Rep. Ruben Gallego, an Arizona Democrat and Harvard graduate who served in a Marine infantry battalion during the Iraq war, said Trump simply doesn’t get the concept of sacrifice for the greater good.

“The man has no honor, and can never understand the millions of men and women that serve with honor for their country,” Gallego told NBC News. “I served with and buried men that even in a thousand lifetimes Trump couldn’t come close to matching their honor, courage and commitment.”

During the Democratic National Convention two weeks ago, Joe Biden cast himself as empathetic and Trump as lacking compassion for what he describes as the “backbone” of America — loosely defined as working- and middle-class families who haven’t shared in the economic recovery that Wall Street has seen. Last week, at the Republican National Convention, speaker after speaker offered testimonials about a compassionate side of Trump that few see.

“I was once told that the only way I would be reunited with my family would be as a corpse,” Alice Johnson, whose drug trafficking sentence was commuted by Trump in 2018, said at the GOP convention. “But through the grace of God and the love and compassion of President Donald John Trump, I stand before you tonight and I assure you, I am not a ghost. I am alive, I am whole and most importantly, I am free.”
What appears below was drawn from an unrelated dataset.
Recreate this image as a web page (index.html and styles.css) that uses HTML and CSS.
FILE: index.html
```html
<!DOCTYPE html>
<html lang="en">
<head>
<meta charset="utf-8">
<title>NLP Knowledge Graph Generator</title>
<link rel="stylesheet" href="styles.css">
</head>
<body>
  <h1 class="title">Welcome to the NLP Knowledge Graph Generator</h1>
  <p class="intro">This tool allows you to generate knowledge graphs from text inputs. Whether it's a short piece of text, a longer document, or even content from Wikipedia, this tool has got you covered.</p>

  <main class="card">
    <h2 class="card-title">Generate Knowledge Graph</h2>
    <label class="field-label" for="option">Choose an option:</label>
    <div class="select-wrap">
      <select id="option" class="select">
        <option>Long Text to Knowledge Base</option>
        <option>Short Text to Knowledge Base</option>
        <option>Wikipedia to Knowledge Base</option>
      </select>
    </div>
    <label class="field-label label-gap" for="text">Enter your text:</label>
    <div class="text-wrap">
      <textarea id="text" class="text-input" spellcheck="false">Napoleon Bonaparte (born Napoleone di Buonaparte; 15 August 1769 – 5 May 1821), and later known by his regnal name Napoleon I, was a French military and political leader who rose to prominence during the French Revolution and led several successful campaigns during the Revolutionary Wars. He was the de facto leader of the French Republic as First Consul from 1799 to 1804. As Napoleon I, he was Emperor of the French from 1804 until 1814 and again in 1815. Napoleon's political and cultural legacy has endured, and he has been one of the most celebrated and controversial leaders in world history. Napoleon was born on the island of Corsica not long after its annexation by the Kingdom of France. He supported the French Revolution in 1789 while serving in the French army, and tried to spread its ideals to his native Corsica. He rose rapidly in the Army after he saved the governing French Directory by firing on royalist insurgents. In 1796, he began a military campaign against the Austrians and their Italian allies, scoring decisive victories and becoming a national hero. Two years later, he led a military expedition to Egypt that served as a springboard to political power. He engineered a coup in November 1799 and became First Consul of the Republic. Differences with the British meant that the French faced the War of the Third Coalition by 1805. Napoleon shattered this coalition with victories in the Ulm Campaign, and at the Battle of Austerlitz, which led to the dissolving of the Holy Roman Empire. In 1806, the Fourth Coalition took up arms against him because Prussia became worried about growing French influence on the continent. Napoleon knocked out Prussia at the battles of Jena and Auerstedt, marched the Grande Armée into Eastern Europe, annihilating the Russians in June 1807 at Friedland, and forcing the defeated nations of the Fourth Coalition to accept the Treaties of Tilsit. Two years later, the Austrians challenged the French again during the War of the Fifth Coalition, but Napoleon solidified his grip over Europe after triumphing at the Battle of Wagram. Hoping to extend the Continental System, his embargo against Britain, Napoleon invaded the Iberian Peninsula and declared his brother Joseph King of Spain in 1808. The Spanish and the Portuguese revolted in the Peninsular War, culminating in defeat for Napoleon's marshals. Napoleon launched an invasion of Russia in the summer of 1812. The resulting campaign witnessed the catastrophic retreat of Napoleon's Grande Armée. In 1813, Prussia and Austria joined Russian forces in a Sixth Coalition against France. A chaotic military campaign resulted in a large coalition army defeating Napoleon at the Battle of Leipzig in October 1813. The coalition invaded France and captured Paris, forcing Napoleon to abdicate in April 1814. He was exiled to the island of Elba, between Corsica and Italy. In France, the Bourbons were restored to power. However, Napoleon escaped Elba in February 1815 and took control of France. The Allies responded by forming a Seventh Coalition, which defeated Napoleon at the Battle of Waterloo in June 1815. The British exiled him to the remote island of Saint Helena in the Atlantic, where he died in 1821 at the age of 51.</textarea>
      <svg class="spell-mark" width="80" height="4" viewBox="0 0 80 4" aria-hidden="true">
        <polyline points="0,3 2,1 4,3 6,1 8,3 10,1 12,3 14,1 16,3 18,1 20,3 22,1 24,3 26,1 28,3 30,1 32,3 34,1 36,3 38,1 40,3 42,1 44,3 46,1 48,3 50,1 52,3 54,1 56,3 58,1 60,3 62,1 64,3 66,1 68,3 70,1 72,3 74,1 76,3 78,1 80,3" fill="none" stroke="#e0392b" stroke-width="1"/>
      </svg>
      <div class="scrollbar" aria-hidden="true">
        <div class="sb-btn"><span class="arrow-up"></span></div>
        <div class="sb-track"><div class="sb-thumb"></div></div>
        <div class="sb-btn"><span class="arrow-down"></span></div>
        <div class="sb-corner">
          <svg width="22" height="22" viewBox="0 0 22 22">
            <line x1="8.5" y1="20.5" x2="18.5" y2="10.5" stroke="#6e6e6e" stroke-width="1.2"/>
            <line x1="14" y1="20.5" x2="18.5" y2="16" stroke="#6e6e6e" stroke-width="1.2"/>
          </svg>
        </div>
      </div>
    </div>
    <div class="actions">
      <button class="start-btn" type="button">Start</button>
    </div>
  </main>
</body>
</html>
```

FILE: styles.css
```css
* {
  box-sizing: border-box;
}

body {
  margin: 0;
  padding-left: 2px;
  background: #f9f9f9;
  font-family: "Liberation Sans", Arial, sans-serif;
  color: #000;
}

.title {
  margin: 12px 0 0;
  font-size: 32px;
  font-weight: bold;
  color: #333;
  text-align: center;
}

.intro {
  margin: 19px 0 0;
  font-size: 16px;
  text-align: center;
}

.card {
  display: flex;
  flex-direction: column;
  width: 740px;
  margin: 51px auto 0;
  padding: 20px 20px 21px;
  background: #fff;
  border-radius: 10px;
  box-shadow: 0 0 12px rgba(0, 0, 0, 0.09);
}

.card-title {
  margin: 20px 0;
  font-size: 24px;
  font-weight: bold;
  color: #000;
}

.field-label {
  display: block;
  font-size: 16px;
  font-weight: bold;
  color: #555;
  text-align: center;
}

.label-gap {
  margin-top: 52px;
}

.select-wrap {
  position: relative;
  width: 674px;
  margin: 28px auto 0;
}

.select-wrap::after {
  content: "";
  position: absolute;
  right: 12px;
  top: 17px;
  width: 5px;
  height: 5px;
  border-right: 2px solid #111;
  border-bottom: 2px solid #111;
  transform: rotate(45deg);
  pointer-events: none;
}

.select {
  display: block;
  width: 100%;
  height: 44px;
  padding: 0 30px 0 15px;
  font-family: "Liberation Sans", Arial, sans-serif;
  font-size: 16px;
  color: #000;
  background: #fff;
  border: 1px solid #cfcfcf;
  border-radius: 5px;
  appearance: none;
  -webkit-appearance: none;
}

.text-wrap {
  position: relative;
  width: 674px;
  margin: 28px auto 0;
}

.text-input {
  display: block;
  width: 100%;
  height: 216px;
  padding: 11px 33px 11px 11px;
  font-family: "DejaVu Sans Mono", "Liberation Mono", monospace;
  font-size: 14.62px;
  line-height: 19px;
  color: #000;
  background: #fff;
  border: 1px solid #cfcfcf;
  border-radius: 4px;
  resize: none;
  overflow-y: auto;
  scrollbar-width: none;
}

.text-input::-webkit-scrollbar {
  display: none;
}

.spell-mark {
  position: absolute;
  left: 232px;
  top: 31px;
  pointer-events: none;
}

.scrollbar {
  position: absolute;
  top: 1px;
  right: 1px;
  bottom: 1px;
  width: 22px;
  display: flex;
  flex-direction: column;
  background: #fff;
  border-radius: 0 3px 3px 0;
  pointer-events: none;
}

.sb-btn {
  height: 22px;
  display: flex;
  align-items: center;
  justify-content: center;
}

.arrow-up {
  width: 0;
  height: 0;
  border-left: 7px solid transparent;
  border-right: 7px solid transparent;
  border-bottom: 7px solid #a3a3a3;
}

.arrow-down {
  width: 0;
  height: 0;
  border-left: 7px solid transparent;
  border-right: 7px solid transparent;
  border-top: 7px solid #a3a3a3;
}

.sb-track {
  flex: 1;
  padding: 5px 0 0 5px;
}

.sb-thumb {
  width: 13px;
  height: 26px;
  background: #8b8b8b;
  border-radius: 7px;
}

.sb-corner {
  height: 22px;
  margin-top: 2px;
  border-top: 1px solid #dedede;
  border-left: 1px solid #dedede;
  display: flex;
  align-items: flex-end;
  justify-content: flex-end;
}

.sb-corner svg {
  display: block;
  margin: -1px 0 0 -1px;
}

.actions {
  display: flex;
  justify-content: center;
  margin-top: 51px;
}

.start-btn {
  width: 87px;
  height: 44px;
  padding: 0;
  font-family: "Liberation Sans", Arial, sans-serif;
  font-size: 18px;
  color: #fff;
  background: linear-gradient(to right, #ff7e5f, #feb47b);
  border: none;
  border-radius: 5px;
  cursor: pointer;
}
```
Trump granted Johnson a full pardon the day after the convention.

Both parties clearly believe his compassion is on the ballot.
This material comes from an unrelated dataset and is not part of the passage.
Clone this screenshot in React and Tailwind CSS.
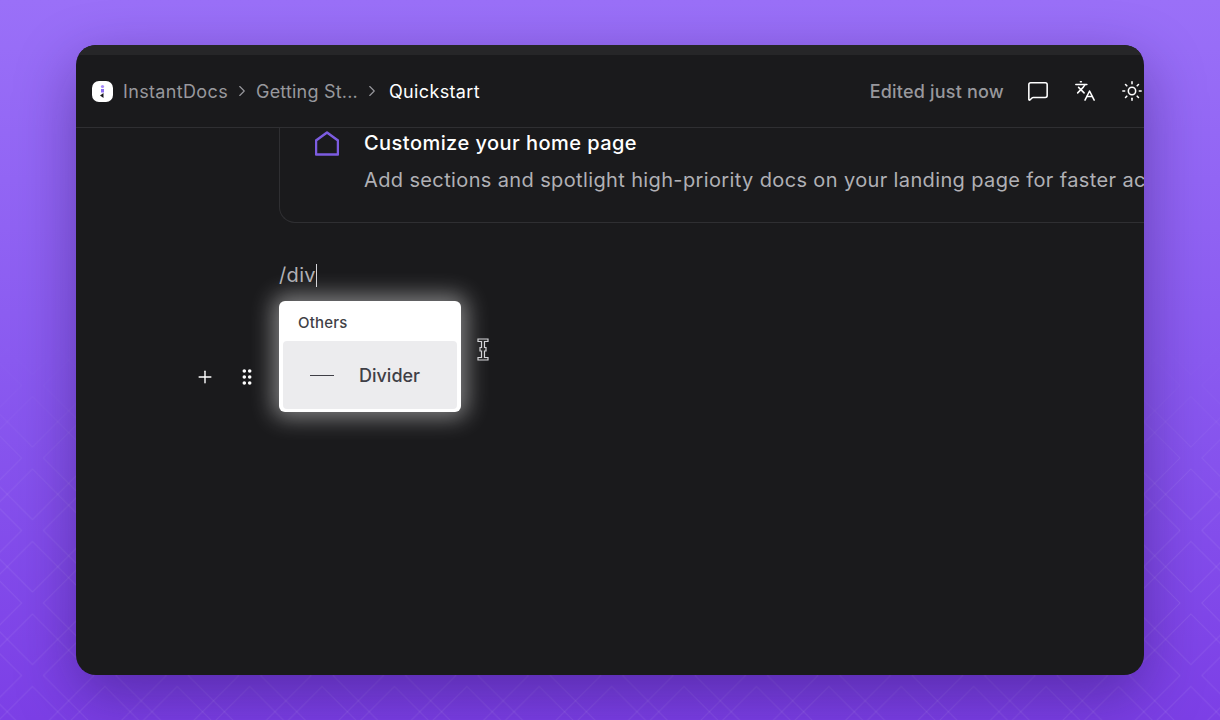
import React from 'react';
import { Plus, MessageSquare, Languages, Sun, ChevronRight } from 'lucide-react';

function Backdrop() {
  return (
    <svg className="absolute inset-0 h-full w-full [mask-image:linear-gradient(to_bottom,transparent_45%,black_72%)]">
      <defs>
        <pattern id="diamonds" x="32.5" y="458" width="72.4" height="72.5" patternUnits="userSpaceOnUse">
          <g fill="none" stroke="#ffffff" strokeOpacity="0.085" strokeWidth="1">
            <path d="M0 -61.5 L61.5 0 L0 61.5 L-61.5 0 Z" />
            <path d="M72.4 -61.5 L133.9 0 L72.4 61.5 L10.9 0 Z" />
            <path d="M0 11 L61.5 72.5 L0 134 L-61.5 72.5 Z" />
            <path d="M72.4 11 L133.9 72.5 L72.4 134 L10.9 72.5 Z" />
          </g>
        </pattern>
      </defs>
      <rect width="100%" height="100%" fill="url(#diamonds)" />
    </svg>
  );
}

function Logo() {
  return (
    <svg width="21" height="21" viewBox="0 0 21 21">
      <rect width="21" height="21" rx="7" fill="#ffffff" />
      <circle cx="10.5" cy="5.5" r="1.6" fill="#a78bfa" />
      <rect x="9" y="8" width="3" height="3.5" fill="#8b6cf0" />
      <path d="M11.5 12 L11.5 17 L8 14.5 Z" fill="#18181b" />
    </svg>
  );
}

function HomeIcon() {
  return (
    <svg className="shrink-0" width="24" height="25" viewBox="0 0 24 25" fill="none" stroke="#7c5ce0" strokeWidth="2.5" strokeLinejoin="round">
      <path d="M12 1.5 L23 9.5 V23.5 H1 V9.5 Z" />
    </svg>
  );
}

function DragDots() {
  return (
    <svg width="10" height="18" viewBox="0 0 10 18" fill="#ffffff">
      <circle cx="2.3" cy="3" r="1.8" />
      <circle cx="7.7" cy="3" r="1.8" />
      <circle cx="2.3" cy="9" r="1.8" />
      <circle cx="7.7" cy="9" r="1.8" />
      <circle cx="2.3" cy="15" r="1.8" />
      <circle cx="7.7" cy="15" r="1.8" />
    </svg>
  );
}

function IBeam() {
  return (
    <svg width="12" height="23" viewBox="0 0 12 23" fill="#2a2a2a" stroke="#d4d4d8" strokeWidth="1.2">
      <path d="M1 1 H11 V3.5 H7.5 V9.5 H9 V13 H7.5 V19.5 H11 V22 H1 V19.5 H4.5 V13 H3 V9.5 H4.5 V3.5 H1 Z" />
    </svg>
  );
}

function SlashMenu() {
  return (
    <div className="h-[111px] w-[182px] rounded-md bg-white p-[4px] shadow-[0_0_22px_6px_rgba(255,255,255,0.45)]">
      <div className="flex h-[36px] items-center pl-[15px] text-[15px] font-medium tracking-[0.2px] text-[#3f3f46]">Others</div>
      <div className="flex h-[68px] items-center gap-[25px] rounded bg-[#ececee] pl-[27px]">
        <span className="h-px w-[24px] bg-[#3f3f46]" />
        <span className="text-[18px] font-medium text-[#3f3f46]">Divider</span>
      </div>
    </div>
  );
}

export default function App() {
  return (
    <div className="relative h-[720px] w-[1220px] overflow-hidden bg-[linear-gradient(180deg,#9a70f8_0%,#8a5af0_50%,#7c3fe6_100%)] pl-[76px] pt-[45px] font-['Inter',sans-serif]">
      <Backdrop />
      <div className="relative flex h-[630px] w-[1068px] flex-col overflow-hidden rounded-[20px] bg-[#1a1a1c] shadow-[0_20px_60px_rgba(30,10,80,0.4)]">
        <div className="h-[10px] shrink-0 bg-[#262628]" />

        <header className="flex h-[73px] shrink-0 items-center justify-between border-b border-b-[#2f2f32] pl-[16px] pr-px">
          <div className="flex items-center text-[18px] tracking-[0.35px]">
            <Logo />
            <span className="ml-[10px] text-[#98989d]">InstantDocs</span>
            <ChevronRight className="mx-[5px] text-[#98989d]" size={18} strokeWidth={1.5} />
            <span className="tracking-[0.2px] text-[#98989d]">Getting St...</span>
            <ChevronRight className="ml-[5px] mr-[8px] text-[#98989d]" size={18} strokeWidth={1.5} />
            <span className="text-white">Quickstart</span>
          </div>
          <div className="flex items-center text-white">
            <span className="mr-[23px] text-[18px] font-medium tracking-[0.2px] text-[#98989d]">Edited just now</span>
            <MessageSquare size={22} strokeWidth={1.7} />
            <Languages className="ml-[25px]" size={22} strokeWidth={1.7} />
            <Sun className="ml-[25px]" size={22} strokeWidth={1.7} />
          </div>
        </header>

        <main className="flex-1 overflow-hidden">
          <section className="ml-[203px] flex h-[95px] w-[1000px] rounded-bl-2xl border-b border-l border-[#2f2f32] pl-[35px] pt-[3px]">
            <HomeIcon />
            <div className="ml-[25px]">
              <div className="whitespace-nowrap text-[20px] font-medium leading-[24px] tracking-[0.45px] text-white">Customize your home page</div>
              <div className="mt-[13px] whitespace-nowrap text-[20px] leading-[24px] tracking-[0.37px] text-[#b0b0b5]">Add sections and spotlight high-priority docs on your landing page for faster ac</div>
            </div>
          </section>

          <div className="ml-[203px] mt-[40px] flex h-[24px] items-center text-[20px] tracking-[0.35px] text-[#b0b0b5]">
            /div<span className="h-[23px] w-px bg-[#d4d4d8]" />
          </div>

          <div className="relative mt-[14px] flex items-start">
            <div className="flex w-[203px] items-center justify-end gap-[27px] pr-[27px] pt-[66px] text-white">
              <Plus size={20} strokeWidth={1.7} />
              <DragDots />
            </div>
            <SlashMenu />
            <div className="absolute left-[401px] top-[37px]">
              <IBeam />
            </div>
          </div>
        </main>
      </div>
    </div>
  );
}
That’s why it was so critical for him to push back fast, hard and repeatedly against the losers-and-suckers storyline. While Trump has said it wasn’t true that he used those words to describe soldiers who died in France in World War I, his focus, and that of White House aides, has been to discredit the story by shooting holes in other parts of it. Even fighting over the words themselves creates an echo of them that is politically perilous for the president.

“It was smart of Trump and the campaign to jump in to try and debunk this story because ignoring it could be very damaging to his re-election campaign with voters across the board,” said Ron Bonjean, a Republican strategist who helped shepherd Supreme Court Justice Neil Gorsuch through Senate confirmation hearings for the White House.

This is a problem of his own making. Trump defines himself as a winner. Anyone else who is with him at any given moment gets to wear that label, too. But anyone who criticizes him or leaves his circle is suddenly his enemy. There is no middle ground, no room for a civil understanding of differences. His attacks on veterans with distinguished records of service are prolific.

Jim Mattis, Trump’s first defense secretary and a retired four-star Marine Corps general, was “the world’s most overrated general” in Trump’s estimation. John Kelly, another retired four-star Marine Corps general who served as Trump’s chief of staff, can’t “keep his mouth shut” and was in “way over his head,” Trump said. John McCain, a fellow Republican who tangled with Trump politically, was deemed a loser for being captured during the Vietnam War.

As polling shows Trump has already lost serious ground with active-duty service members, a fight over whether he thinks their fallen compatriots are suckers and losers isn’t just dangerous for his standing with them and their families. More broadly, it shines a brighter light on Biden’s effort to cast him as failing to understand the selfless sacrifices millions of Americans make for their communities and their countrymen every day.